#### [Source excerpt]
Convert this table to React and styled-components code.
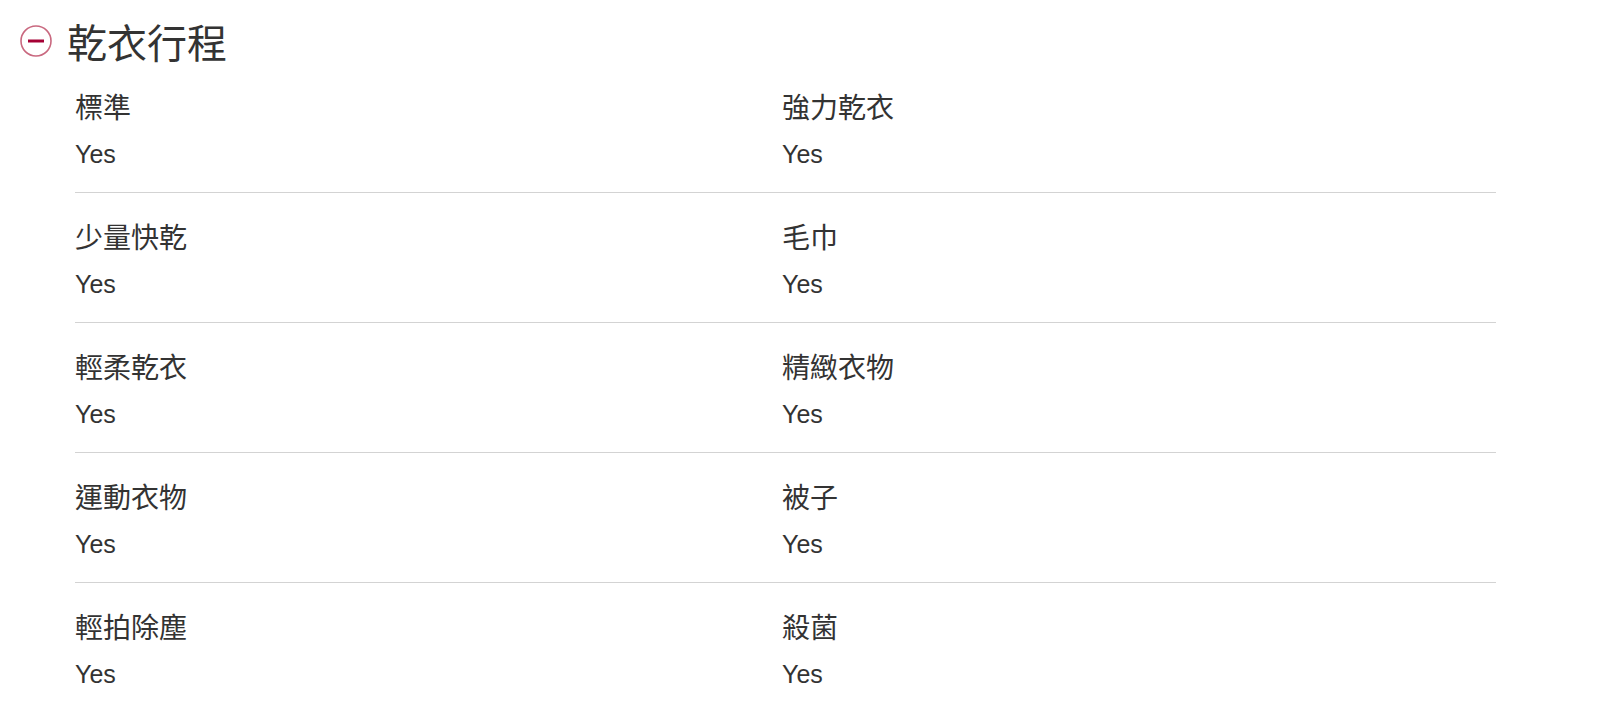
import React from 'react'
import styled, { createGlobalStyle } from 'styled-components'

const GlobalStyle = createGlobalStyle`
    body {
        margin: 0;
        background: #ffffff;
        font-family: "Liberation Sans", "Noto Sans CJK TC", sans-serif;
        color: #333333;
    }
`

const programs = [
    ['標準', '強力乾衣'],
    ['少量快乾', '毛巾'],
    ['輕柔乾衣', '精緻衣物'],
    ['運動衣物', '被子'],
    ['輕拍除塵', '殺菌'],
]

function App() {
    return (
        <Wrap>
            <GlobalStyle />
            <Header>
                <CollapseIcon viewBox='0 0 32 32' aria-hidden='true'>
                    <circle cx='16' cy='16' r='15' fill='none' stroke='#c9687f' strokeWidth='1.6' />
                    <line x1='8' y1='16' x2='24' y2='16' stroke='#a50034' strokeWidth='3' />
                </CollapseIcon>
                <Title>乾衣行程</Title>
            </Header>
            <List>
                {programs.map((pair) => (
                    <Row key={pair[0]}>
                        {pair.map((name) => (
                            <Cell key={name}>
                                <Label>{name}</Label>
                                <Value>Yes</Value>
                            </Cell>
                        ))}
                    </Row>
                ))}
            </List>
        </Wrap>
    )
}

export default App

const Wrap = styled.div`
    width: 1600px;
    height: 710px;
    overflow: hidden;
`

const Header = styled.div`
    display: flex;
    align-items: center;
    gap: 15px;
    height: 36px;
    padding: 26px 0 1px 20px;
`

const CollapseIcon = styled.svg`
    width: 32px;
    height: 32px;
    flex-shrink: 0;
    margin-bottom: 6px;
`

const Title = styled.h2`
    margin: 0;
    font-size: 40px;
    font-weight: 400;
    line-height: 36px;
    color: #333333;
    font-family: "Liberation Sans", "Noto Sans CJK TC", sans-serif;
`

const List = styled.div`
    margin-left: 75px;
    width: 1421px;
`

const Row = styled.div`
    display: grid;
    grid-template-columns: 707px 1fr;
    padding: 28px 0 20px;
    border-bottom: 1px solid #d3d3d3;
`

const Cell = styled.div`
    display: flex;
    flex-direction: column;
    gap: 9px;
`

const Label = styled.div`
    font-size: 28px;
    line-height: 36px;
    color: #333333;
`

const Value = styled.div`
    font-size: 25px;
    line-height: 36px;
    color: #333333;
`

#### [Task requirements]
Output a faithful copy of the data, with each picture left out.

#### [Solution to this exercise]
Convert this table to React and styled-components code.
import React from 'react'
import styled, { createGlobalStyle } from 'styled-components'

const GlobalStyle = createGlobalStyle`
    body {
        margin: 0;
        background: #ffffff;
        font-family: "Liberation Sans", "Noto Sans CJK TC", sans-serif;
        color: #333333;
    }
`

const programs = [
    ['標準', '強力乾衣'],
    ['少量快乾', '毛巾'],
    ['輕柔乾衣', '精緻衣物'],
    ['運動衣物', '被子'],
    ['輕拍除塵', '殺菌'],
]

function App() {
    return (
        <Wrap>
            <GlobalStyle />
            <Header>
                <CollapseIcon viewBox='0 0 32 32' aria-hidden='true'>
                    <circle cx='16' cy='16' r='15' fill='none' stroke='#c9687f' strokeWidth='1.6' />
                    <line x1='8' y1='16' x2='24' y2='16' stroke='#a50034' strokeWidth='3' />
                </CollapseIcon>
                <Title>乾衣行程</Title>
            </Header>
            <List>
                {programs.map((pair) => (
                    <Row key={pair[0]}>
                        {pair.map((name) => (
                            <Cell key={name}>
                                <Label>{name}</Label>
                                <Value>Yes</Value>
                            </Cell>
                        ))}
                    </Row>
                ))}
            </List>
        </Wrap>
    )
}

export default App

const Wrap = styled.div`
    width: 1600px;
    height: 710px;
    overflow: hidden;
`

const Header = styled.div`
    display: flex;
    align-items: center;
    gap: 15px;
    height: 36px;
    padding: 26px 0 1px 20px;
`

const CollapseIcon = styled.svg`
    width: 32px;
    height: 32px;
    flex-shrink: 0;
    margin-bottom: 6px;
`

const Title = styled.h2`
    margin: 0;
    font-size: 40px;
    font-weight: 400;
    line-height: 36px;
    color: #333333;
    font-family: "Liberation Sans", "Noto Sans CJK TC", sans-serif;
`

const List = styled.div`
    margin-left: 75px;
    width: 1421px;
`

const Row = styled.div`
    display: grid;
    grid-template-columns: 707px 1fr;
    padding: 28px 0 20px;
    border-bottom: 1px solid #d3d3d3;
`

const Cell = styled.div`
    display: flex;
    flex-direction: column;
    gap: 9px;
`

const Label = styled.div`
    font-size: 28px;
    line-height: 36px;
    color: #333333;
`

const Value = styled.div`
    font-size: 25px;
    line-height: 36px;
    color: #333333;
`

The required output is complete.